Of course, once the weekly analysis has been done, I normally look at the daily analysis to see if they are in agreement or not. I have found that, when in doubt, I am better off relying on the weekly, rather than the daily data. The daily chart of HPQ just covers the latter part of 2007 and early 2008. The daily OBV peaked in early October, and when HPQ was making new highs on November 6, 2007, the OBV was lower (see line b). Once again, the slopes of the price and OBV (see lines a and b, respectively) illustrate this negative divergence. By itself, this relatively short-term daily divergence would not have been significant, but with the longer-term divergence in the weekly OBV, the daily divergence was significant. HPQ reversed to the downside the next day (see arrow) and dropped almost 10% in just a few trading days. HPQ then bottomed in the $47-$48 area and turned higher in late November. On December 5th, the resistance in the OBV (see line b) was overcome. When the weekly analysis is positive, a move through bearish divergence resistance on the daily chart signals a resumption of the uptrend. In this case, the weekly OBV had already formed a significant negative divergence, which was a good reason not to buy. In fact, the daily OBV became even more misleading by the end of December as it made new all-time highs (see line 1). However, the weekly OBV was well below its previous peak. Over the next eight days, HPQ dropped sharply, losing $10 per share.
In the next example, we will look at the SPY on both a weekly and daily basis, concentrating on the late-2007 top and the decline through November of 2008. The week of October 13, 2007, the SPY closed at new weekly high of $156.30. This was not confirmed by the weekly OBV, which formed slightly lower highs (see line a). The daily OBV also did not confirm the highs (see line 3), and with the lower high in November, a downtrend in the daily OBV (see line d) was established. The weekly OBV held support (see line b) at both the January and March 2008 lows. The bear market rally from the March lows to the May highs just tested the downtrend in the daily OBV (see line d), while the weekly OBV moved slightly above its flat WMA. The violation of the weekly OBV support in June (see line 1), and the declining weekly WMA generated much stronger sell signals. On the rebound from the July lows, the weekly OBV stayed below its declining WMA, while the daily OBV broke out to the upside and spiked sharply higher at the end of September. By itself, this could have been interpreted as a very bullish signal, but the fact that the weekly OBV was just breaking support (see line 2) confirmed the intermediate-term downtrend. The weekly OBV continued to make new lows as the attempt to stabilize in October failed. The daily OBV had also confirmed the new lows, and typically we would see some positive divergences in the daily studies before a decent rally against the major downtrend.

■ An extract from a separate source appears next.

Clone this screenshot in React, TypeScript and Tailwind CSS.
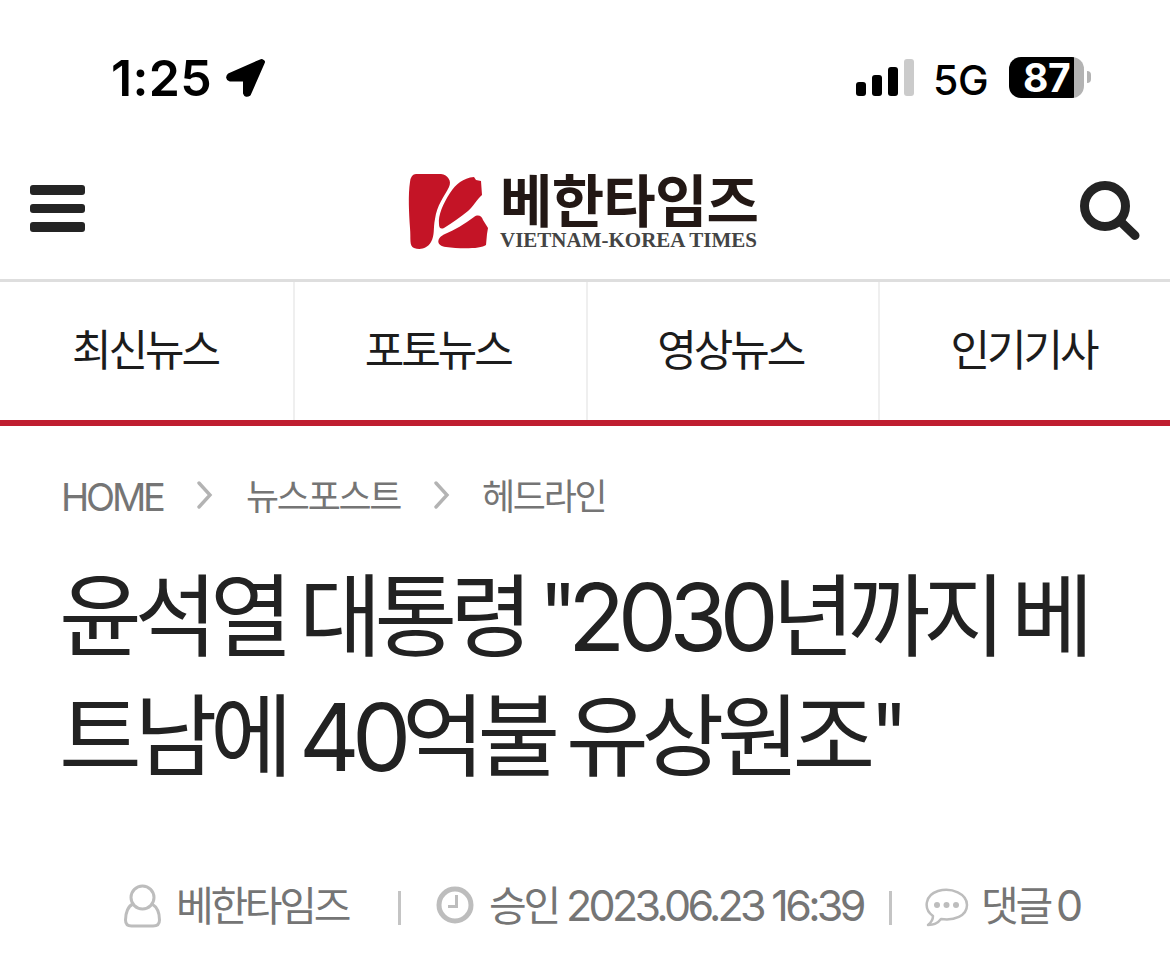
import type { ReactNode } from "react";

const tabs = ["최신뉴스", "포토뉴스", "영상뉴스", "인기기사"];

function Ko({ children, className }: { children: ReactNode; className: string }) {
  return (
    <span className={`font-['Noto_Sans_CJK_KR',sans-serif] ${className}`}>
      {children}
    </span>
  );
}

function StatusBar() {
  return (
    <div className="flex h-[156px] items-start pt-[48px] pl-[111px] text-black">
      <span className="w-[114px] text-[50px] leading-[60px] font-semibold tracking-[0.3px]">
        1:25
      </span>
      <svg className="mt-[10px] h-[41px] w-[41px]" viewBox="0 0 41 41">
        <path
          d="M36.5 3 L4.5 17 Q1.5 20 5 21.5 H20 V35 Q21 38 24 36 L38 4 Z"
          fill="black"
          stroke="black"
          strokeWidth="4"
          strokeLinejoin="round"
        />
      </svg>
      <svg className="mt-[11px] ml-[590px] h-[38px] w-[58px]" viewBox="0 0 58 38">
        <rect x="0" y="23" width="10" height="14" rx="3" />
        <rect x="16" y="16" width="10" height="21" rx="3" />
        <rect x="32" y="8" width="10" height="29" rx="3" />
        <rect x="48" y="0" width="10" height="37" rx="3" fill="#cbcbcb" />
      </svg>
      <span className="ml-[19px] w-[76px] text-[41px] leading-[64px] font-medium tracking-[-0.4px]">
        5G
      </span>
      <div className="mt-[9px] h-[41px] w-[75px] rounded-[12px] bg-[linear-gradient(90deg,#000_65px,#b3b3b3_65px)] pl-[14px] text-[39px] leading-[41px] font-bold tracking-[-0.5px] text-white">
        87
      </div>
      <div className="mt-[23px] ml-[3px] h-[12px] w-[4px] rounded-r-full bg-[#b3b3b3]" />
    </div>
  );
}

function Header() {
  return (
    <header className="flex h-[126px] items-start border-b-[3px] border-[#dedede] pl-[30px]">
      <div className="mt-[29px] flex w-[55px] flex-col gap-[9px]">
        <div className="h-[9.5px] rounded-[3px] bg-[#242424]" />
        <div className="h-[9.5px] rounded-[3px] bg-[#242424]" />
        <div className="h-[9.5px] rounded-[3px] bg-[#242424]" />
      </div>
      <svg className="mt-[17px] ml-[323px] h-[78px] w-[81px]" viewBox="0 0 81 78">
        <g fill="#c41426">
          <path d="M8 1 H33 C40 2 44 8 41 14 C36 24 29 32 27 46 C25 56 27 62 23 69 C19 76 12 77 6 75 C1 73 3 66 2 55 C1 40 0 22 2 9 Q3 1 8 1Z" />
          <path d="M31 51 C30 42 35 31 42 20 C48 11 55 5 66 4 L68 7 L73 8 L74 22 C68 27 66 33 60 38 C53 44 45 49 36 55 Q31 57 31 51Z" />
          <path d="M37 61 C46 57 57 51 66 44 C70 41 74 43 75 47 L80 55 L79 61 L78 72 C73 76 52 76 38 74 C28 73 28 65 37 61Z" />
        </g>
      </svg>
      <div className="ml-[11px] w-[260px] text-[#231815]">
        <Ko className="mt-[14px] block h-[58px] text-[57px] leading-[54px] font-bold tracking-[-0.8px] whitespace-nowrap">
          베한타임즈
        </Ko>
        <span className="block font-['Liberation_Serif',serif] text-[21px] leading-[24px] font-bold whitespace-nowrap text-[#444]">
          VIETNAM-KOREA TIMES
        </span>
      </div>
      <svg className="mt-[24px] ml-[320px] h-[62px] w-[61px]" viewBox="0 0 61 62">
        <circle cx="25" cy="26" r="20.5" fill="none" stroke="#242424" strokeWidth="9" />
        <path d="M41 42 L55 55.5" stroke="#242424" strokeWidth="9" strokeLinecap="round" />
      </svg>
    </header>
  );
}

function Tabs() {
  return (
    <nav className="grid h-[144px] grid-cols-[293px_292.5px_292.5px_1fr] border-b-[6px] border-[#bf1e30]">
      {tabs.map((tab) => (
        <div
          key={tab}
          className="flex justify-center border-l-2 border-[#efefef] pt-[35px] pr-[5px] first:border-l-0 first:pr-[3px] last:pr-[3px]"
        >
          <Ko className="text-[43px] leading-[60px] tracking-[-3px] text-[#1c1c1c]">
            {tab}
          </Ko>
        </div>
      ))}
    </nav>
  );
}

function Chevron() {
  return (
    <svg className="mt-[5px] h-[28px] w-[16px]" viewBox="0 0 16 28" fill="none">
      <path d="M2 2 L13 14 L2 26" stroke="#b3b3b3" strokeWidth="3.4" strokeLinecap="round" />
    </svg>
  );
}

function Breadcrumb() {
  return (
    <div className="flex h-[138px] items-start pt-[50px] pl-[61px] text-[#757575]">
      <span className="w-[136px] text-[38px] leading-[42px] tracking-[-3.2px]">HOME</span>
      <Chevron />
      <Ko className="ml-[33px] w-[188px] text-[36px] leading-[36px] tracking-[-2.3px]">
        뉴스포스트
      </Ko>
      <Chevron />
      <Ko className="ml-[32px] text-[36px] leading-[36px] tracking-[-2.3px]">헤드라인</Ko>
    </div>
  );
}

function Title() {
  return (
    <h1 className="h-[296px] pl-[59px] text-[#222]">
      <div className="flex h-[120px] text-[94px] leading-[107px] whitespace-nowrap">
        <Ko className="w-[240px] text-[90px] leading-[93px] tracking-[-7.3px]">윤석열</Ko>
        <Ko className="w-[240px] text-[90px] leading-[93px] tracking-[-7.3px]">대통령</Ko>
        <span className="w-[29px] text-[82px] leading-[100px] tracking-[-6px]">"</span>
        <span className="w-[204px] tracking-[-7.7px]">2030</span>
        <Ko className="w-[239px] text-[90px] leading-[93px] tracking-[-7.3px]">년까지</Ko>
        <Ko className="text-[90px] leading-[93px]">베</Ko>
      </div>
      <div className="flex h-[120px] text-[94px] leading-[107px] whitespace-nowrap">
        <Ko className="w-[240px] text-[90px] leading-[93px] tracking-[-7.3px]">트남에</Ko>
        <span className="w-[103px] tracking-[-7.7px]">40</span>
        <Ko className="w-[164px] text-[90px] leading-[93px] tracking-[-7.3px]">억불</Ko>
        <Ko className="w-[304px] text-[90px] leading-[93px] tracking-[-7.3px]">유상원조</Ko>
        <span className="text-[82px] leading-[100px]">"</span>
      </div>
    </h1>
  );
}

function Meta() {
  return (
    <div className="flex h-[110px] items-start pt-[18px] pl-[123px] text-[#757575]">
      <svg className="mt-[6px] h-[45px] w-[40px]" viewBox="0 0 40 45" fill="none" stroke="#bdbdbd" strokeWidth="3">
        <circle cx="19.5" cy="13.5" r="11.5" />
        <path d="M10 20 C5 22 2.5 29 2.5 36 Q2.5 42 8.5 42 H30 Q36.5 42 36.5 36 C36.5 28 34 23 29 20" />
      </svg>
      <Ko className="ml-[13px] w-[222px] text-[41px] leading-[50px] tracking-[-3.3px]">
        베한타임즈
      </Ko>
      <div className="mt-[13px] h-[34px] w-[3px] bg-[#c4c4c4]" />
      <svg className="mt-[8px] ml-[35px] h-[38px] w-[38px]" viewBox="0 0 38 38" fill="none" stroke="#bdbdbd">
        <circle cx="19" cy="19" r="16" strokeWidth="5" />
        <path d="M20.5 9 V20.5 H12" strokeWidth="3" />
      </svg>
      <Ko className="ml-[15px] w-[77px] text-[41px] leading-[50px] tracking-[-3.2px]">승인</Ko>
      <span className="w-[323px] text-[43px] leading-[55px] tracking-[-3.7px] whitespace-nowrap">
        2023.06.23 16:39
      </span>
      <div className="mt-[13px] h-[34px] w-[3px] bg-[#c4c4c4]" />
      <svg className="mt-[10px] ml-[33px] h-[42px] w-[44px]" viewBox="0 0 44 42">
        <path
          d="M8 28 C-2 21 0 7 13 3 C27 -1 42 6 42 17 C42 28 29 33 16 31 C13 35 8 37 3 37 Q8 33 8 28Z"
          fill="none"
          stroke="#bdbdbd"
          strokeWidth="2.5"
          strokeLinejoin="round"
        />
        <circle cx="12" cy="17" r="3" fill="#bdbdbd" />
        <circle cx="21.5" cy="17" r="3" fill="#bdbdbd" />
        <circle cx="31" cy="17" r="3" fill="#bdbdbd" />
      </svg>
      <Ko className="ml-[12px] w-[75px] text-[41px] leading-[50px] tracking-[-3.2px]">댓글</Ko>
      <span className="text-[43px] leading-[55px]">0</span>
    </div>
  );
}

export default function App() {
  return (
    <div className="h-[970px] w-[1170px] overflow-hidden bg-white font-['Inter','Noto_Sans_CJK_KR',sans-serif]">
      <StatusBar />
      <Header />
      <Tabs />
      <Breadcrumb />
      <Title />
      <Meta />
    </div>
  );
}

The emerging markets have been under extreme selling pressure for quite a while, so for the next example, we will look at the MSCI Emerging Markets Index ETF (EEM). From September 2006 through July 2007 (point 1), the weekly OBV stayed above its rising WMA and confirmed the price action. On the sharp drop in the summer of 2007, the OBV dropped back below its WMA. The rally from the August lows was very powerful, as EEM rallied from a low of $37 to a high of $55 (point 2). Though the weekly OBV did move back above its WMA, it failed to confirm the new highs as it was significantly lower (point 2) The weekly OBV managed to hold support (see line a) until March 2008 when it was broken. Then, a sharp oversold rally from the March 2008 lows peaked at $52.48 the week of May 24th, but EEM reversed to close the week lower. On this rally, the weekly OBV just moved back to its declining WMA, which was negative. The subsequent break below support (see line b) reaffirmed the intermediate-term downtrend. The daily analysis gave a much different picture, as the OBV did confirm the late October 2007 highs and actually peaked in March of 2008 (see line c). Unlike the weekly OBV, the daily OBV almost made new highs in May, but soon turned lower and broke support (see line d), which was negative. By using both the weekly and daily analysis, the weekly sell signal in March should have had traders waiting on the sidelines for new sell signals from the daily studies before establishing a new position. This would have meant missing the 20% rally from the March 2008 lows to the May highs, but with the strength of the recent decline, it probably was worth it. Both the weekly and daily continue to make new lows with no signs yet of a bottom.
Though the OBV is one of my favorite indicators, it does not work all the time, and I thought it was important to also provide an example of how the OBV failed to identify a significant top. RIMM has been a widely watched stock for the past few years, and here, the weekly OBV broke through its downtrend (see line a) in September 2006, with RIMM closing at $29. After reaching the $47.50 area, RIMM consolidated for several months before starting a new leg to the upside, with the OBV moving to new highs (see line b). The OBV stayed well above its rising WMA until the $130 level was reached. Another three-month correction followed before RIMM made a push to its all-time highs at $148. The OBV continued to confirm the new highs and held up well on the decline into the July 2008 lows. The weekly chart support was broken two weeks before the OBV support (see line d), and even though RIMM had dropped almost 70% from its highs, the long-term uptrend in the OBV (see line c) was not broken until October 2008.Of course, all traders should be aware that any strategy needs a disciplined money management component to be successful, and this should have gotten you out of RIMM before the plunge got really nasty. I hope this two-part article has convinced you that using divergence analysis on only one time frame is not a good idea, despite what you may read in some popular publications. Therefore, if you see a good setup on the daily charts, be sure to check the weekly charts before taking the trade, as this may keep you out of some losing trades.